Lastly, no one here can have escaped knowledge of the 200th anniversary of the abolition of the slave trade. I have spent most of my life, since school history-lessons, wrongly believing that the slave trade was abolished here in 1833. In fact, the Abolition of the Slave Trade Act was passed in 1807, followed by the Abolition of Slavery Act in 1833, resulting in a good deal of compensation for slave-owners like Henry Philpotts, the High Church and High Conservative Bishop of Exeter, who had 665 slaves for which he received £12,700 compensation. His slaves were not, in fact, in England, swelling the ranks of the cathedral choir but working in the sugar plantations in the West Indies, part-owned by the bishop. His compensation allowed him to build a large house in Torquay, a south-west seaside town, which is now the luxury Palace Hotel. A film comes out this week about William Wilberforce, the moving force behind the 1807 act and close friend of William Pitt, the youngest ever prime minister. Wilberforce himself became MP for Hull, where the deputy prime minister now squats, when he was only 21. He may be less highly thought of for his insistence on the introduction of Christian teachers into India from 1813 as part of the renewal conditions of the British East India Company’s charter.

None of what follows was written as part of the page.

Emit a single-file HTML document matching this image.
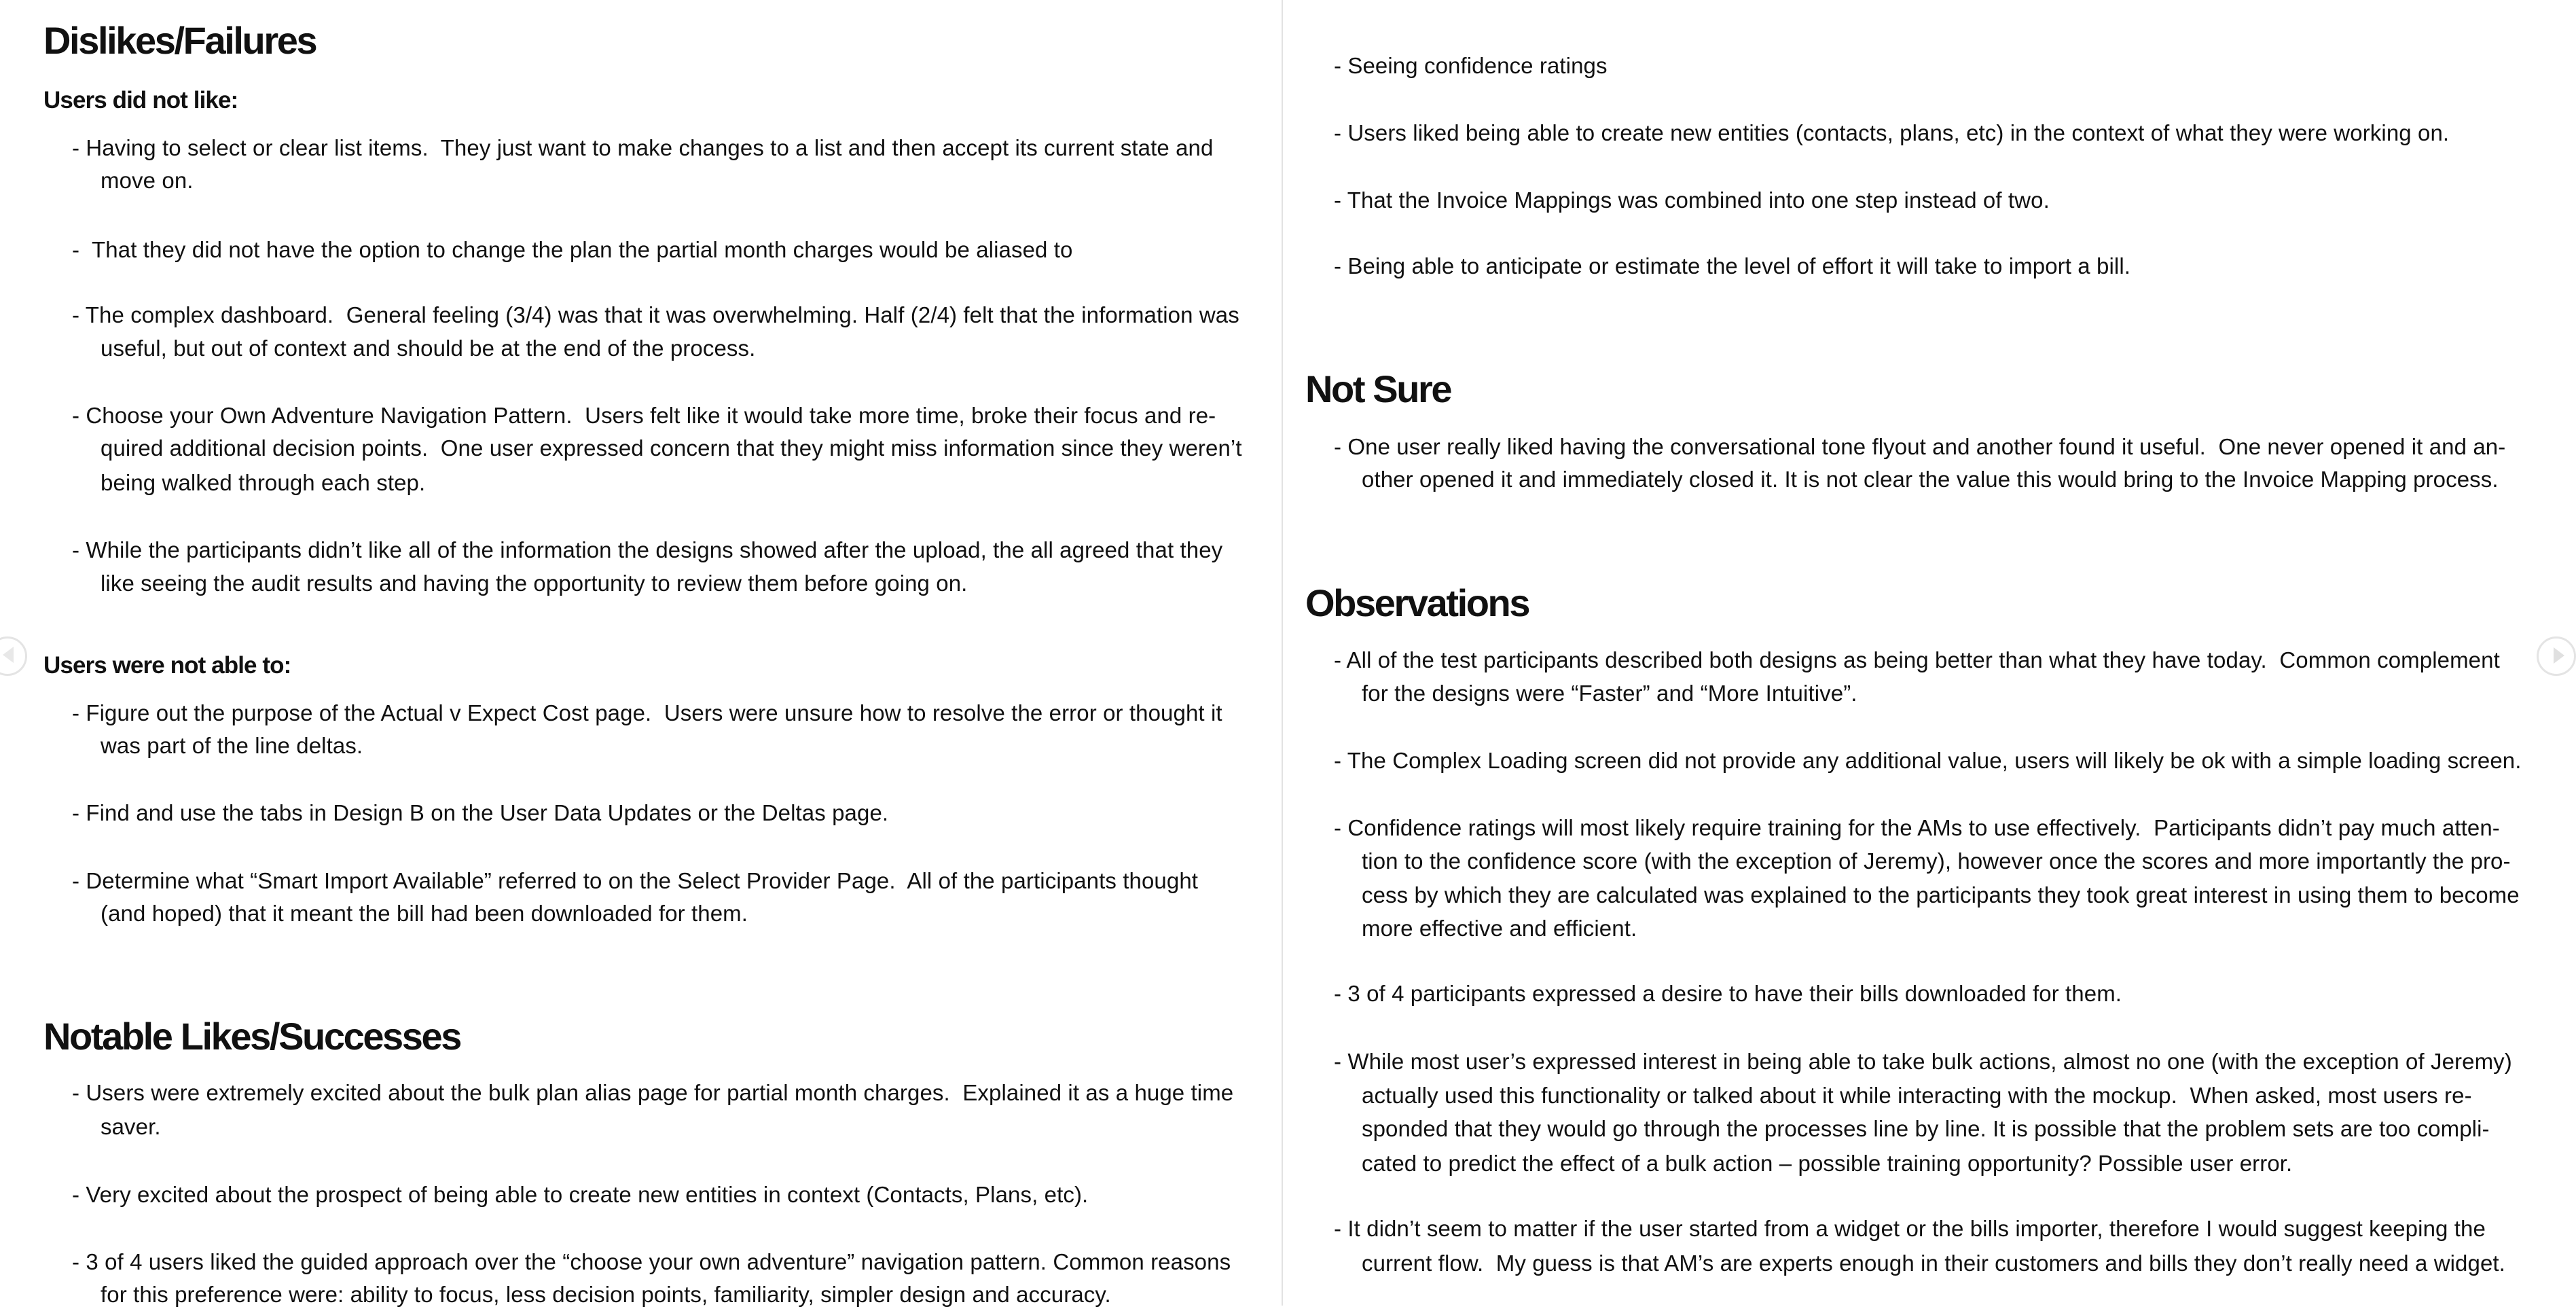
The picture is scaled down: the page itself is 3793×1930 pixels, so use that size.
<!DOCTYPE html>
<html><head><meta charset="utf-8"><style>
html,body{margin:0;padding:0;background:#fff;}
body{width:3793px;height:1922px;position:relative;overflow:hidden;font-family:"Liberation Sans",sans-serif;color:#111;}
.l{position:absolute;white-space:nowrap;font-size:33px;line-height:48px;letter-spacing:0.1px;}
.h{position:absolute;white-space:nowrap;font-size:56px;line-height:70px;font-weight:bold;letter-spacing:-2.4px;}
.s{position:absolute;white-space:nowrap;font-size:35px;line-height:48px;font-weight:bold;letter-spacing:-0.9px;}
.a{left:106px}.ai{left:148px}.b{left:1964px}.bi{left:2005px}
.hl{left:64px}.hr{left:1922px}
.div{position:absolute;left:1887px;top:0;width:2px;height:1922px;background:#e2e2e2;}
.circ{position:absolute;width:52px;height:52px;border:3px solid #e4e4e4;border-radius:50%;}
</style></head><body>
<div class="div"></div>
<div class="circ" style="left:-18px;top:937px"></div>
<div style="position:absolute;left:4px;top:952px;width:0;height:0;border-top:12px solid transparent;border-bottom:12px solid transparent;border-right:16px solid #e8e8e8"></div>
<div class="circ" style="left:3735px;top:937px"></div>
<div style="position:absolute;left:3760px;top:953px;width:0;height:0;border-top:12px solid transparent;border-bottom:12px solid transparent;border-left:16px solid #e0e0e0"></div>

<div class="h hl" style="top:25px">Dislikes/Failures</div>
<div class="s hl" style="top:124px">Users did not like:</div>
<div class="l a" style="top:194px">- Having to select or clear list items.&nbsp; They just want to make changes to a list and then accept its current state and</div>
<div class="l ai" style="top:242px">move on.</div>
<div class="l a" style="top:344px">-&nbsp; That they did not have the option to change the plan the partial month charges would be aliased to</div>
<div class="l a" style="top:440px">- The complex dashboard.&nbsp; General feeling (3/4) was that it was overwhelming. Half (2/4) felt that the information was</div>
<div class="l ai" style="top:489px">useful, but out of context and should be at the end of the process.</div>
<div class="l a" style="top:588px">- Choose your Own Adventure Navigation Pattern.&nbsp; Users felt like it would take more time, broke their focus and re-</div>
<div class="l ai" style="top:636px">quired additional decision points.&nbsp; One user expressed concern that they might miss information since they weren’t</div>
<div class="l ai" style="top:687px">being walked through each step.</div>
<div class="l a" style="top:786px">- While the participants didn’t like all of the information the designs showed after the upload, the all agreed that they</div>
<div class="l ai" style="top:835px">like seeing the audit results and having the opportunity to review them before going on.</div>
<div class="s hl" style="top:956px">Users were not able to:</div>
<div class="l a" style="top:1026px">- Figure out the purpose of the Actual v Expect Cost page.&nbsp; Users were unsure how to resolve the error or thought it</div>
<div class="l ai" style="top:1074px">was part of the line deltas.</div>
<div class="l a" style="top:1173px">- Find and use the tabs in Design B on the User Data Updates or the Deltas page.</div>
<div class="l a" style="top:1273px">- Determine what “Smart Import Available” referred to on the Select Provider Page.&nbsp; All of the participants thought</div>
<div class="l ai" style="top:1321px">(and hoped) that it meant the bill had been downloaded for them.</div>
<div class="h hl" style="top:1491px">Notable Likes/Successes</div>
<div class="l a" style="top:1585px">- Users were extremely excited about the bulk plan alias page for partial month charges.&nbsp; Explained it as a huge time</div>
<div class="l ai" style="top:1635px">saver.</div>
<div class="l a" style="top:1735px">- Very excited about the prospect of being able to create new entities in context (Contacts, Plans, etc).</div>
<div class="l a" style="top:1834px">- 3 of 4 users liked the guided approach over the “choose your own adventure” navigation pattern. Common reasons</div>
<div class="l ai" style="top:1882px">for this preference were: ability to focus, less decision points, familiarity, simpler design and accuracy.</div>

<div class="l b" style="top:73px">- Seeing confidence ratings</div>
<div class="l b" style="top:172px">- Users liked being able to create new entities (contacts, plans, etc) in the context of what they were working on.</div>
<div class="l b" style="top:271px">- That the Invoice Mappings was combined into one step instead of two.</div>
<div class="l b" style="top:368px">- Being able to anticipate or estimate the level of effort it will take to import a bill.</div>
<div class="h hr" style="top:538px">Not Sure</div>
<div class="l b" style="top:634px">- One user really liked having the conversational tone flyout and another found it useful.&nbsp; One never opened it and an-</div>
<div class="l bi" style="top:682px">other opened it and immediately closed it. It is not clear the value this would bring to the Invoice Mapping process.</div>
<div class="h hr" style="top:853px">Observations</div>
<div class="l b" style="top:948px">- All of the test participants described both designs as being better than what they have today.&nbsp; Common complement</div>
<div class="l bi" style="top:997px">for the designs were “Faster” and “More Intuitive”.</div>
<div class="l b" style="top:1096px">- The Complex Loading screen did not provide any additional value, users will likely be ok with a simple loading screen.</div>
<div class="l b" style="top:1195px">- Confidence ratings will most likely require training for the AMs to use effectively.&nbsp; Participants didn’t pay much atten-</div>
<div class="l bi" style="top:1244px">tion to the confidence score (with the exception of Jeremy), however once the scores and more importantly the pro-</div>
<div class="l bi" style="top:1294px">cess by which they are calculated was explained to the participants they took great interest in using them to become</div>
<div class="l bi" style="top:1343px">more effective and efficient.</div>
<div class="l b" style="top:1439px">- 3 of 4 participants expressed a desire to have their bills downloaded for them.</div>
<div class="l b" style="top:1539px">- While most user’s expressed interest in being able to take bulk actions, almost no one (with the exception of Jeremy)</div>
<div class="l bi" style="top:1589px">actually used this functionality or talked about it while interacting with the mockup.&nbsp; When asked, most users re-</div>
<div class="l bi" style="top:1638px">sponded that they would go through the processes line by line. It is possible that the problem sets are too compli-</div>
<div class="l bi" style="top:1689px">cated to predict the effect of a bulk action – possible training opportunity? Possible user error.</div>
<div class="l b" style="top:1785px">- It didn’t seem to matter if the user started from a widget or the bills importer, therefore I would suggest keeping the</div>
<div class="l bi" style="top:1836px">current flow.&nbsp; My guess is that AM’s are experts enough in their customers and bills they don’t really need a widget.</div>
</body></html>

Unfortunately, in the face of unpalatable historical fact, the government shows the usual signs of wanting to apologize for the past and for the slave trade instead of concentrating on present horrors. I have spent some time writing about human trafficking and bonded labour in India but the incidence of slavery and trafficking is rising here and all over Europe, let alone ongoing slavery in Africa. Slavery was criminalized in Niger only in 2003, but a local human rights organization believes that nearly one million people are still held in bondage, many of whom were born into slavery from slave parents. Wilberforce died three days after the passing of the Abolition of Slavery Bill in 1833; he was buried with great honour in Westminster Abbey. He must be turning in his grave now, 174 years later.